REQUIREMENT ▸
Give the data again exactly as written, skipping any pictures.
# # # #
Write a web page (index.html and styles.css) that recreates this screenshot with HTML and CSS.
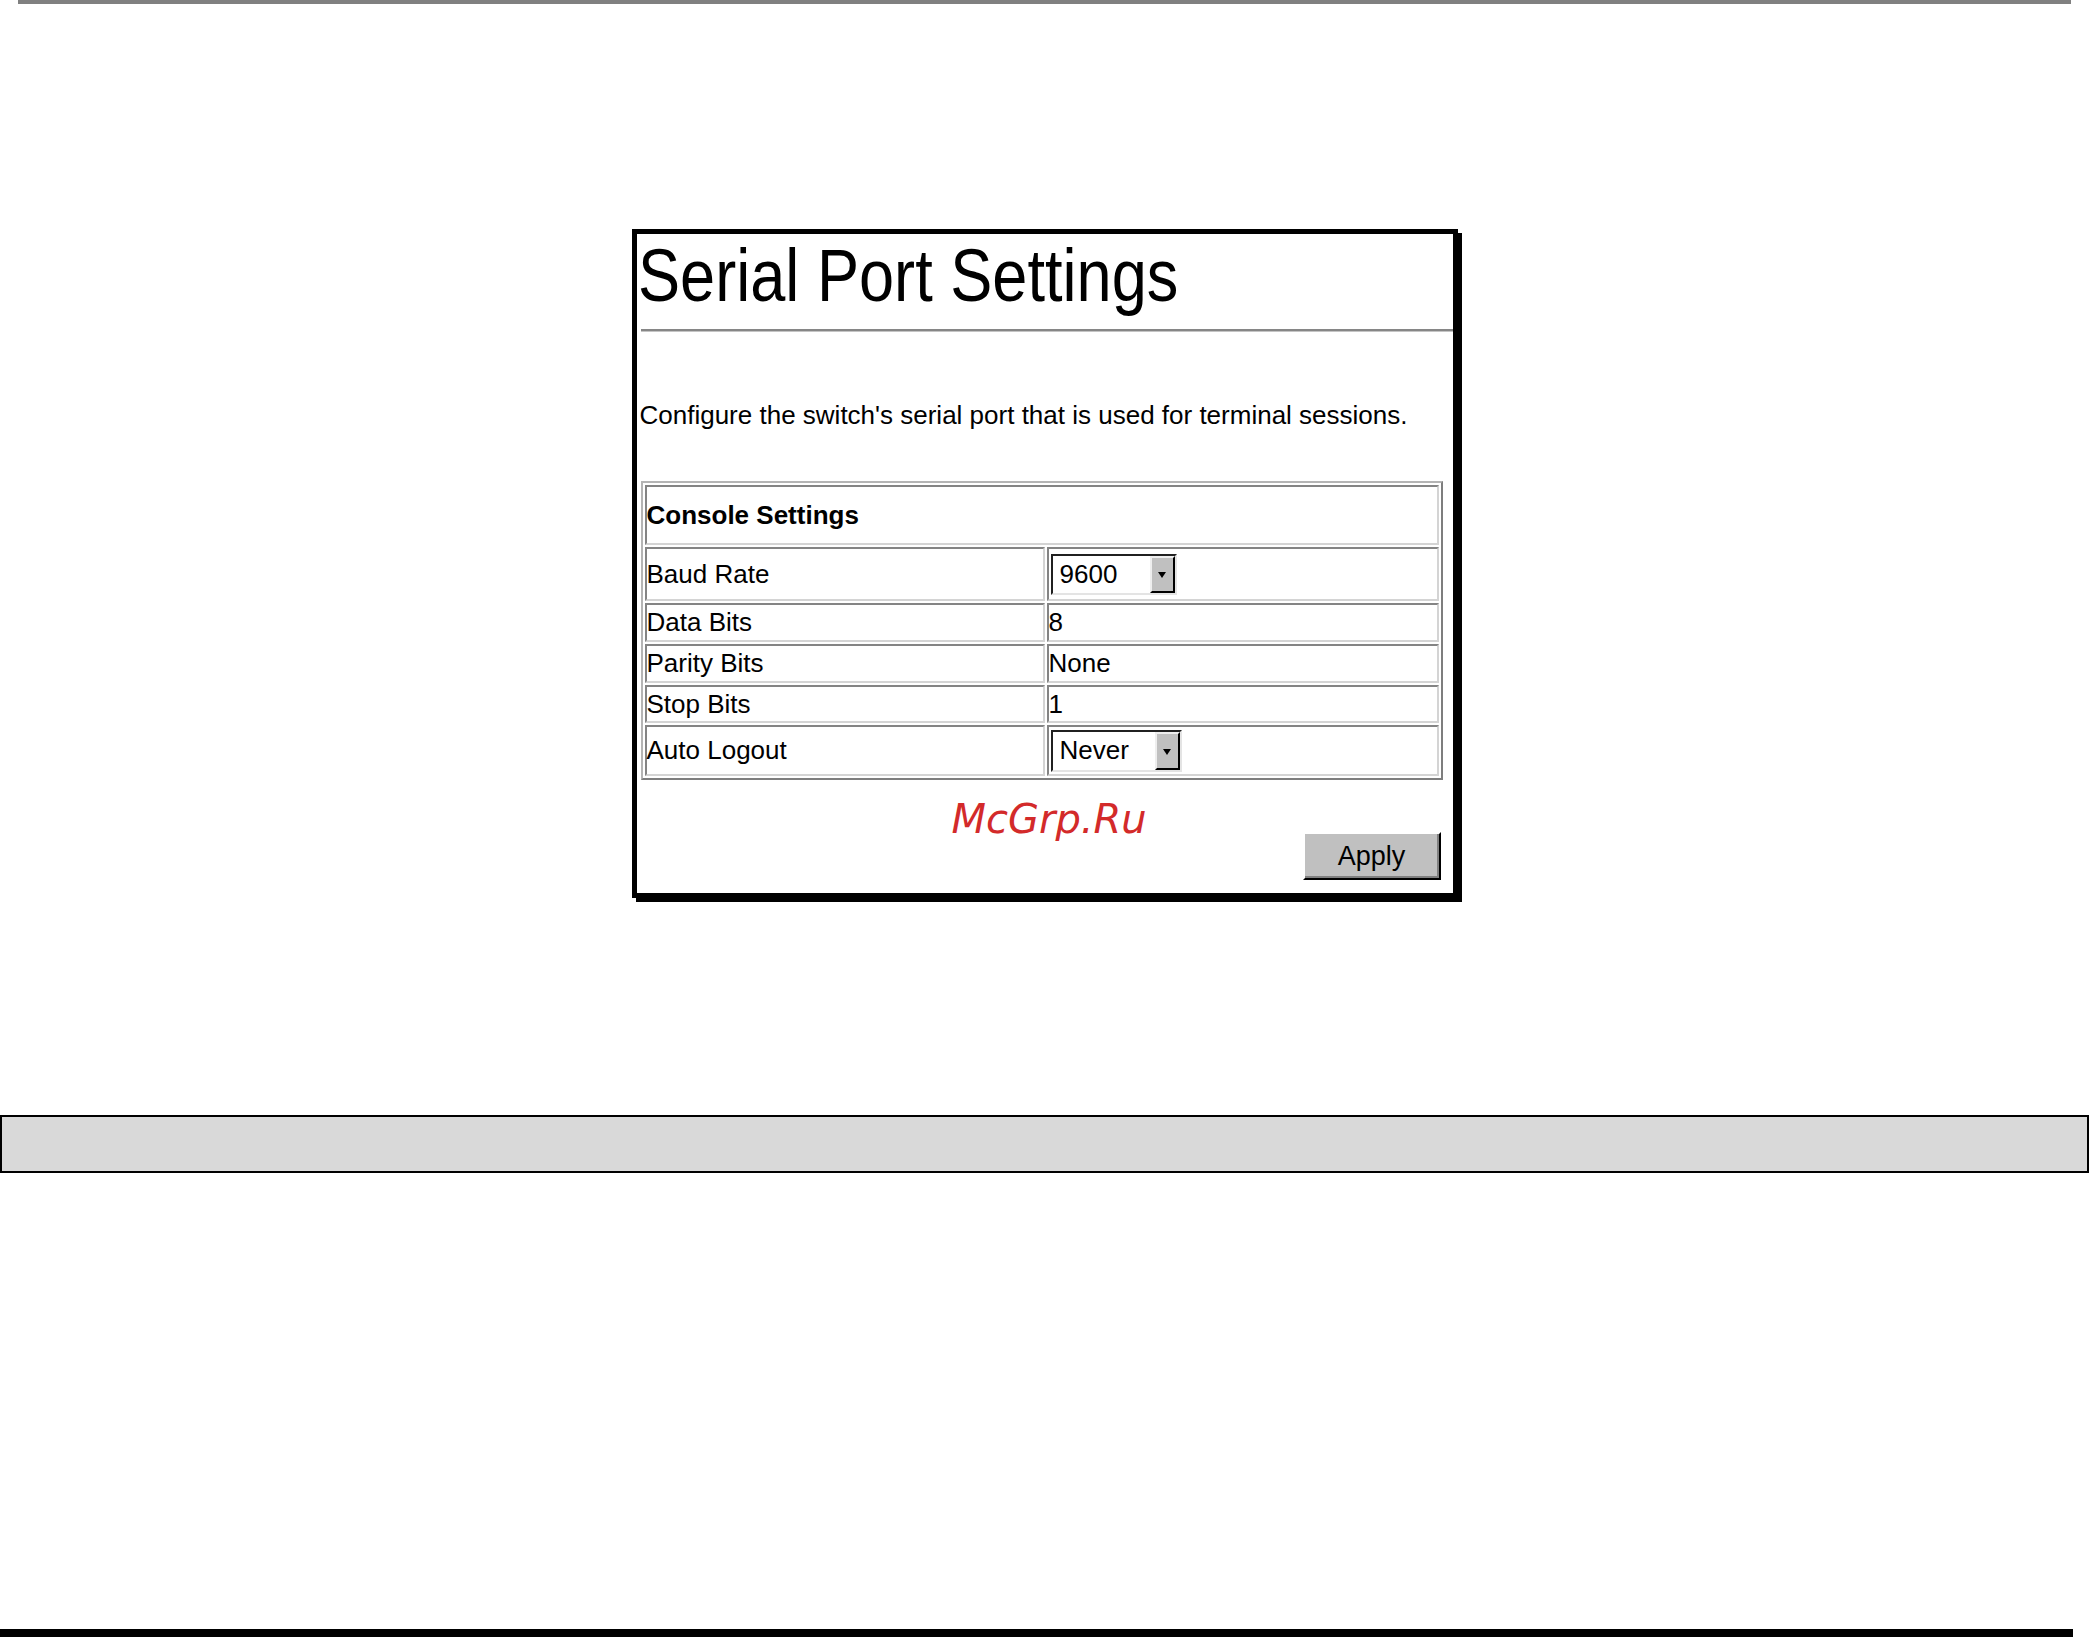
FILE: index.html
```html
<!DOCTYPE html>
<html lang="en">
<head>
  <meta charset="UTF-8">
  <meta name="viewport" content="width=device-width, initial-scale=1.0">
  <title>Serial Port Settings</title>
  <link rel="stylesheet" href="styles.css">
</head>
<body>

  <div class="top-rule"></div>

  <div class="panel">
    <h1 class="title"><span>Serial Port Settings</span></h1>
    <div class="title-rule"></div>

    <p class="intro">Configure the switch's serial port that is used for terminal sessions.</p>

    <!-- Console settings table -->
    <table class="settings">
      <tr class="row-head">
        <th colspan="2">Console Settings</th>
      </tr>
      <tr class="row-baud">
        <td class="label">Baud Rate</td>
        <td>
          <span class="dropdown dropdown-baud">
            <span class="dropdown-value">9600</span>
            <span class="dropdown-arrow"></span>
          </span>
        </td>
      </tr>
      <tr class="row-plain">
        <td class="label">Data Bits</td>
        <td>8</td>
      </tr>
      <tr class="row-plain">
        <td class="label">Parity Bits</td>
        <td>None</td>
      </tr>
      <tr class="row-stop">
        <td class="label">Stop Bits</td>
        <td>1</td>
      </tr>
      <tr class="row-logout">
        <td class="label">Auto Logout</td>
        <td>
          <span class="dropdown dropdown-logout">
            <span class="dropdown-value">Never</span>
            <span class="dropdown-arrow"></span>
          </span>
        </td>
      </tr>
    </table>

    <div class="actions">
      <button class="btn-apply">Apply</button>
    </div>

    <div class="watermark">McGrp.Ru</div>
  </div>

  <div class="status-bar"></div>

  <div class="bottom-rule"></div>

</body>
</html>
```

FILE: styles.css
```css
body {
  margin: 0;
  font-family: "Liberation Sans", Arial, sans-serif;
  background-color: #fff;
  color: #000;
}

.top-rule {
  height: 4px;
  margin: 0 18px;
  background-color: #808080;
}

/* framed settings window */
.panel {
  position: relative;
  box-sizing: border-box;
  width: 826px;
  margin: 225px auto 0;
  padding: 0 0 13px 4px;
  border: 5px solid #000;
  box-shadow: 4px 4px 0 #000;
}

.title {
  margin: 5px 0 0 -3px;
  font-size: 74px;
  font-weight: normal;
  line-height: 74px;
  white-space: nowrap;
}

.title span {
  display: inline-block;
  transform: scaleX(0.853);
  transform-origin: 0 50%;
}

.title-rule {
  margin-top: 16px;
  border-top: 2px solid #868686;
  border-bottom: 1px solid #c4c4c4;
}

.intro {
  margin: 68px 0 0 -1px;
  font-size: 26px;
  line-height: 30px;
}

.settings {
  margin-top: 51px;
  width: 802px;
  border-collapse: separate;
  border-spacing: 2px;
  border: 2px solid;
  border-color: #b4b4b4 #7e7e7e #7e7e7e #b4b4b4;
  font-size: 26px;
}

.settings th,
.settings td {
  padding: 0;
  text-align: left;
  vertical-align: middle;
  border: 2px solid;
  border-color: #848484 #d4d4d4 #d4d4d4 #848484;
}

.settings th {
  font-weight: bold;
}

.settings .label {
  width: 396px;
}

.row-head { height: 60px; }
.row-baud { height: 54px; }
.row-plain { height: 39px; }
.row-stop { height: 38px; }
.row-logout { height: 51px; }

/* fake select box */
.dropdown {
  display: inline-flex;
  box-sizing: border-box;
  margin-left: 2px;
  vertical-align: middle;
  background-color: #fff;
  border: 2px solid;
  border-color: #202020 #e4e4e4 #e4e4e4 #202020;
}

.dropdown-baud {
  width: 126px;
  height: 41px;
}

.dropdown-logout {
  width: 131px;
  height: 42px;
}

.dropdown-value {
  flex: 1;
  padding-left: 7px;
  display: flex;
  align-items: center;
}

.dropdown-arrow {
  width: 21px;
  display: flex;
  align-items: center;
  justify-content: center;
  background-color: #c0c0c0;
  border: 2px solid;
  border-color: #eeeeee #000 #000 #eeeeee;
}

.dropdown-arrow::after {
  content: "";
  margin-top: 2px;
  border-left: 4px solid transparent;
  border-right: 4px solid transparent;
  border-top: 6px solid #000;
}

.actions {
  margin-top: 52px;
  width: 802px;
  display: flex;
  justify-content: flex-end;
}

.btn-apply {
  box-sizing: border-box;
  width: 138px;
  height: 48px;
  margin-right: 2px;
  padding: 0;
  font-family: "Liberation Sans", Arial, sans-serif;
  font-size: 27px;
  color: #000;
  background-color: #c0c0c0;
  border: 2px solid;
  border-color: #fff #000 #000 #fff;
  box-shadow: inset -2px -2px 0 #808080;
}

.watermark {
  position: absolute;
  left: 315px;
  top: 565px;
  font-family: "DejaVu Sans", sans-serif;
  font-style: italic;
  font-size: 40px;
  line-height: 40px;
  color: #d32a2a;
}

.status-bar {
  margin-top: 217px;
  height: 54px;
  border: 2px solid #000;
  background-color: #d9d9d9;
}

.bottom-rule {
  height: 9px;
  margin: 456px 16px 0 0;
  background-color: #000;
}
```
# # # #
RESULT OF THIS EXERCISE ▸
Write a web page (index.html and styles.css) that recreates this screenshot with HTML and CSS.
FILE: index.html
```html
<!DOCTYPE html>
<html lang="en">
<head>
  <meta charset="UTF-8">
  <meta name="viewport" content="width=device-width, initial-scale=1.0">
  <title>Serial Port Settings</title>
  <link rel="stylesheet" href="styles.css">
</head>
<body>

  <div class="top-rule"></div>

  <div class="panel">
    <h1 class="title"><span>Serial Port Settings</span></h1>
    <div class="title-rule"></div>

    <p class="intro">Configure the switch's serial port that is used for terminal sessions.</p>

    <!-- Console settings table -->
    <table class="settings">
      <tr class="row-head">
        <th colspan="2">Console Settings</th>
      </tr>
      <tr class="row-baud">
        <td class="label">Baud Rate</td>
        <td>
          <span class="dropdown dropdown-baud">
            <span class="dropdown-value">9600</span>
            <span class="dropdown-arrow"></span>
          </span>
        </td>
      </tr>
      <tr class="row-plain">
        <td class="label">Data Bits</td>
        <td>8</td>
      </tr>
      <tr class="row-plain">
        <td class="label">Parity Bits</td>
        <td>None</td>
      </tr>
      <tr class="row-stop">
        <td class="label">Stop Bits</td>
        <td>1</td>
      </tr>
      <tr class="row-logout">
        <td class="label">Auto Logout</td>
        <td>
          <span class="dropdown dropdown-logout">
            <span class="dropdown-value">Never</span>
            <span class="dropdown-arrow"></span>
          </span>
        </td>
      </tr>
    </table>

    <div class="actions">
      <button class="btn-apply">Apply</button>
    </div>

    <div class="watermark">McGrp.Ru</div>
  </div>

  <div class="status-bar"></div>

  <div class="bottom-rule"></div>

</body>
</html>
```

FILE: styles.css
```css
body {
  margin: 0;
  font-family: "Liberation Sans", Arial, sans-serif;
  background-color: #fff;
  color: #000;
}

.top-rule {
  height: 4px;
  margin: 0 18px;
  background-color: #808080;
}

/* framed settings window */
.panel {
  position: relative;
  box-sizing: border-box;
  width: 826px;
  margin: 225px auto 0;
  padding: 0 0 13px 4px;
  border: 5px solid #000;
  box-shadow: 4px 4px 0 #000;
}

.title {
  margin: 5px 0 0 -3px;
  font-size: 74px;
  font-weight: normal;
  line-height: 74px;
  white-space: nowrap;
}

.title span {
  display: inline-block;
  transform: scaleX(0.853);
  transform-origin: 0 50%;
}

.title-rule {
  margin-top: 16px;
  border-top: 2px solid #868686;
  border-bottom: 1px solid #c4c4c4;
}

.intro {
  margin: 68px 0 0 -1px;
  font-size: 26px;
  line-height: 30px;
}

.settings {
  margin-top: 51px;
  width: 802px;
  border-collapse: separate;
  border-spacing: 2px;
  border: 2px solid;
  border-color: #b4b4b4 #7e7e7e #7e7e7e #b4b4b4;
  font-size: 26px;
}

.settings th,
.settings td {
  padding: 0;
  text-align: left;
  vertical-align: middle;
  border: 2px solid;
  border-color: #848484 #d4d4d4 #d4d4d4 #848484;
}

.settings th {
  font-weight: bold;
}

.settings .label {
  width: 396px;
}

.row-head { height: 60px; }
.row-baud { height: 54px; }
.row-plain { height: 39px; }
.row-stop { height: 38px; }
.row-logout { height: 51px; }

/* fake select box */
.dropdown {
  display: inline-flex;
  box-sizing: border-box;
  margin-left: 2px;
  vertical-align: middle;
  background-color: #fff;
  border: 2px solid;
  border-color: #202020 #e4e4e4 #e4e4e4 #202020;
}

.dropdown-baud {
  width: 126px;
  height: 41px;
}

.dropdown-logout {
  width: 131px;
  height: 42px;
}

.dropdown-value {
  flex: 1;
  padding-left: 7px;
  display: flex;
  align-items: center;
}

.dropdown-arrow {
  width: 21px;
  display: flex;
  align-items: center;
  justify-content: center;
  background-color: #c0c0c0;
  border: 2px solid;
  border-color: #eeeeee #000 #000 #eeeeee;
}

.dropdown-arrow::after {
  content: "";
  margin-top: 2px;
  border-left: 4px solid transparent;
  border-right: 4px solid transparent;
  border-top: 6px solid #000;
}

.actions {
  margin-top: 52px;
  width: 802px;
  display: flex;
  justify-content: flex-end;
}

.btn-apply {
  box-sizing: border-box;
  width: 138px;
  height: 48px;
  margin-right: 2px;
  padding: 0;
  font-family: "Liberation Sans", Arial, sans-serif;
  font-size: 27px;
  color: #000;
  background-color: #c0c0c0;
  border: 2px solid;
  border-color: #fff #000 #000 #fff;
  box-shadow: inset -2px -2px 0 #808080;
}

.watermark {
  position: absolute;
  left: 315px;
  top: 565px;
  font-family: "DejaVu Sans", sans-serif;
  font-style: italic;
  font-size: 40px;
  line-height: 40px;
  color: #d32a2a;
}

.status-bar {
  margin-top: 217px;
  height: 54px;
  border: 2px solid #000;
  background-color: #d9d9d9;
}

.bottom-rule {
  height: 9px;
  margin: 456px 16px 0 0;
  background-color: #000;
}
```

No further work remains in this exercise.